»»
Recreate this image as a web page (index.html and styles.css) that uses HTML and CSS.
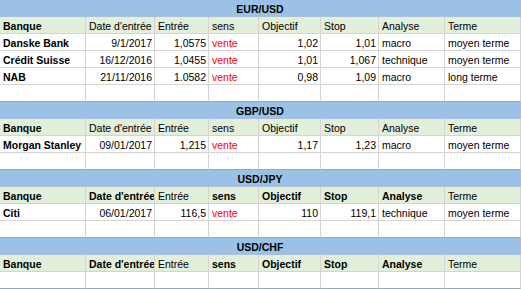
FILE: index.html
```html
<!DOCTYPE html>
<html lang="fr">
<head>
<meta charset="utf-8">
<link rel="stylesheet" href="styles.css">
</head>
<body>
<div class="sheet">
  <div class="band">EUR/USD</div>
  <div class="c hd b">Banque</div><div class="c hd">Date d'entrée</div><div class="c hd">Entrée</div><div class="c hd">sens</div><div class="c hd">Objectif</div><div class="c hd">Stop</div><div class="c hd">Analyse</div><div class="c hd">Terme</div>
  <div class="c b">Danske Bank</div><div class="c r">9/1/2017</div><div class="c r">1,0575</div><div class="c red">vente</div><div class="c r">1,02</div><div class="c r">1,01</div><div class="c">macro</div><div class="c">moyen terme</div>
  <div class="c b">Crédit Suisse</div><div class="c r">16/12/2016</div><div class="c r">1,0455</div><div class="c red">vente</div><div class="c r">1,01</div><div class="c r">1,067</div><div class="c">technique</div><div class="c">moyen terme</div>
  <div class="c b">NAB</div><div class="c r">21/11/2016</div><div class="c r">1.0582</div><div class="c red">vente</div><div class="c r">0,98</div><div class="c r">1,09</div><div class="c">macro</div><div class="c">long terme</div>
  <div class="c end"></div><div class="c end"></div><div class="c end"></div><div class="c end"></div><div class="c end"></div><div class="c end"></div><div class="c end"></div><div class="c end"></div>

  <div class="band">GBP/USD</div>
  <div class="c hd b">Banque</div><div class="c hd">Date d'entrée</div><div class="c hd">Entrée</div><div class="c hd">sens</div><div class="c hd">Objectif</div><div class="c hd">Stop</div><div class="c hd">Analyse</div><div class="c hd">Terme</div>
  <div class="c b">Morgan Stanley</div><div class="c r">09/01/2017</div><div class="c r">1,215</div><div class="c red">vente</div><div class="c r">1,17</div><div class="c r">1,23</div><div class="c">macro</div><div class="c">moyen terme</div>
  <div class="c end"></div><div class="c end"></div><div class="c end"></div><div class="c end"></div><div class="c end"></div><div class="c end"></div><div class="c end"></div><div class="c end"></div>

  <div class="band">USD/JPY</div>
  <div class="c hd b">Banque</div><div class="c hd b">Date d'entrée</div><div class="c hd">Entrée</div><div class="c hd b">sens</div><div class="c hd b">Objectif</div><div class="c hd b">Stop</div><div class="c hd b">Analyse</div><div class="c hd">Terme</div>
  <div class="c b">Citi</div><div class="c r">06/01/2017</div><div class="c r">116,5</div><div class="c red">vente</div><div class="c r">110</div><div class="c r">119,1</div><div class="c">technique</div><div class="c">moyen terme</div>
  <div class="c end"></div><div class="c end"></div><div class="c end"></div><div class="c end"></div><div class="c end"></div><div class="c end"></div><div class="c end"></div><div class="c end"></div>

  <div class="band">USD/CHF</div>
  <div class="c hd b">Banque</div><div class="c hd b">Date d'entrée</div><div class="c hd">Entrée</div><div class="c hd b">sens</div><div class="c hd b">Objectif</div><div class="c hd b">Stop</div><div class="c hd b">Analyse</div><div class="c hd">Terme</div>
  <div class="c end"></div><div class="c end"></div><div class="c end"></div><div class="c end"></div><div class="c end"></div><div class="c end"></div><div class="c end"></div><div class="c end"></div>
</div>
</body>
</html>
```
FILE: styles.css
```css
html, body {
  margin: 0;
  padding: 0;
  background: #ffffff;
}
.sheet {
  display: grid;
  grid-template-columns: 86px 69px 54px 50px 62px 58px 66px 76px;
  grid-auto-rows: 17px;
  width: 521px;
  font-family: "Liberation Sans", Arial, sans-serif;
  font-size: 10.5px;
  color: #000;
}
.band {
  grid-column: 1 / -1;
  background: #9bc2e6;
  text-align: center;
  font-weight: bold;
  line-height: 16px;
  border-bottom: 1px solid #a9c0d8;
  border-right: 1px solid #a9c0d8;
  box-sizing: border-box;
  padding-top: 1px;
}
.c {
  box-sizing: border-box;
  border-right: 1px solid #d4d4d4;
  border-bottom: 1px solid #d4d4d4;
  line-height: 16px;
  padding: 1px 2px 0 3px;
  white-space: nowrap;
  overflow: hidden;
}
.hd {
  background: #e2efda;
}
.b {
  font-weight: bold;
}
.r {
  text-align: right;
}
.red {
  color: #ff0000;
}
.end {
  border-bottom-color: #8eaacc;
}
```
««
▶ Given exercise: Reproduce the material above verbatim; omit every picture.

▶ Worked solution:
Recreate this image as a web page (index.html and styles.css) that uses HTML and CSS.
FILE: index.html
```html
<!DOCTYPE html>
<html lang="fr">
<head>
<meta charset="utf-8">
<link rel="stylesheet" href="styles.css">
</head>
<body>
<div class="sheet">
  <div class="band">EUR/USD</div>
  <div class="c hd b">Banque</div><div class="c hd">Date d'entrée</div><div class="c hd">Entrée</div><div class="c hd">sens</div><div class="c hd">Objectif</div><div class="c hd">Stop</div><div class="c hd">Analyse</div><div class="c hd">Terme</div>
  <div class="c b">Danske Bank</div><div class="c r">9/1/2017</div><div class="c r">1,0575</div><div class="c red">vente</div><div class="c r">1,02</div><div class="c r">1,01</div><div class="c">macro</div><div class="c">moyen terme</div>
  <div class="c b">Crédit Suisse</div><div class="c r">16/12/2016</div><div class="c r">1,0455</div><div class="c red">vente</div><div class="c r">1,01</div><div class="c r">1,067</div><div class="c">technique</div><div class="c">moyen terme</div>
  <div class="c b">NAB</div><div class="c r">21/11/2016</div><div class="c r">1.0582</div><div class="c red">vente</div><div class="c r">0,98</div><div class="c r">1,09</div><div class="c">macro</div><div class="c">long terme</div>
  <div class="c end"></div><div class="c end"></div><div class="c end"></div><div class="c end"></div><div class="c end"></div><div class="c end"></div><div class="c end"></div><div class="c end"></div>

  <div class="band">GBP/USD</div>
  <div class="c hd b">Banque</div><div class="c hd">Date d'entrée</div><div class="c hd">Entrée</div><div class="c hd">sens</div><div class="c hd">Objectif</div><div class="c hd">Stop</div><div class="c hd">Analyse</div><div class="c hd">Terme</div>
  <div class="c b">Morgan Stanley</div><div class="c r">09/01/2017</div><div class="c r">1,215</div><div class="c red">vente</div><div class="c r">1,17</div><div class="c r">1,23</div><div class="c">macro</div><div class="c">moyen terme</div>
  <div class="c end"></div><div class="c end"></div><div class="c end"></div><div class="c end"></div><div class="c end"></div><div class="c end"></div><div class="c end"></div><div class="c end"></div>

  <div class="band">USD/JPY</div>
  <div class="c hd b">Banque</div><div class="c hd b">Date d'entrée</div><div class="c hd">Entrée</div><div class="c hd b">sens</div><div class="c hd b">Objectif</div><div class="c hd b">Stop</div><div class="c hd b">Analyse</div><div class="c hd">Terme</div>
  <div class="c b">Citi</div><div class="c r">06/01/2017</div><div class="c r">116,5</div><div class="c red">vente</div><div class="c r">110</div><div class="c r">119,1</div><div class="c">technique</div><div class="c">moyen terme</div>
  <div class="c end"></div><div class="c end"></div><div class="c end"></div><div class="c end"></div><div class="c end"></div><div class="c end"></div><div class="c end"></div><div class="c end"></div>

  <div class="band">USD/CHF</div>
  <div class="c hd b">Banque</div><div class="c hd b">Date d'entrée</div><div class="c hd">Entrée</div><div class="c hd b">sens</div><div class="c hd b">Objectif</div><div class="c hd b">Stop</div><div class="c hd b">Analyse</div><div class="c hd">Terme</div>
  <div class="c end"></div><div class="c end"></div><div class="c end"></div><div class="c end"></div><div class="c end"></div><div class="c end"></div><div class="c end"></div><div class="c end"></div>
</div>
</body>
</html>
```
FILE: styles.css
```css
html, body {
  margin: 0;
  padding: 0;
  background: #ffffff;
}
.sheet {
  display: grid;
  grid-template-columns: 86px 69px 54px 50px 62px 58px 66px 76px;
  grid-auto-rows: 17px;
  width: 521px;
  font-family: "Liberation Sans", Arial, sans-serif;
  font-size: 10.5px;
  color: #000;
}
.band {
  grid-column: 1 / -1;
  background: #9bc2e6;
  text-align: center;
  font-weight: bold;
  line-height: 16px;
  border-bottom: 1px solid #a9c0d8;
  border-right: 1px solid #a9c0d8;
  box-sizing: border-box;
  padding-top: 1px;
}
.c {
  box-sizing: border-box;
  border-right: 1px solid #d4d4d4;
  border-bottom: 1px solid #d4d4d4;
  line-height: 16px;
  padding: 1px 2px 0 3px;
  white-space: nowrap;
  overflow: hidden;
}
.hd {
  background: #e2efda;
}
.b {
  font-weight: bold;
}
.r {
  text-align: right;
}
.red {
  color: #ff0000;
}
.end {
  border-bottom-color: #8eaacc;
}
```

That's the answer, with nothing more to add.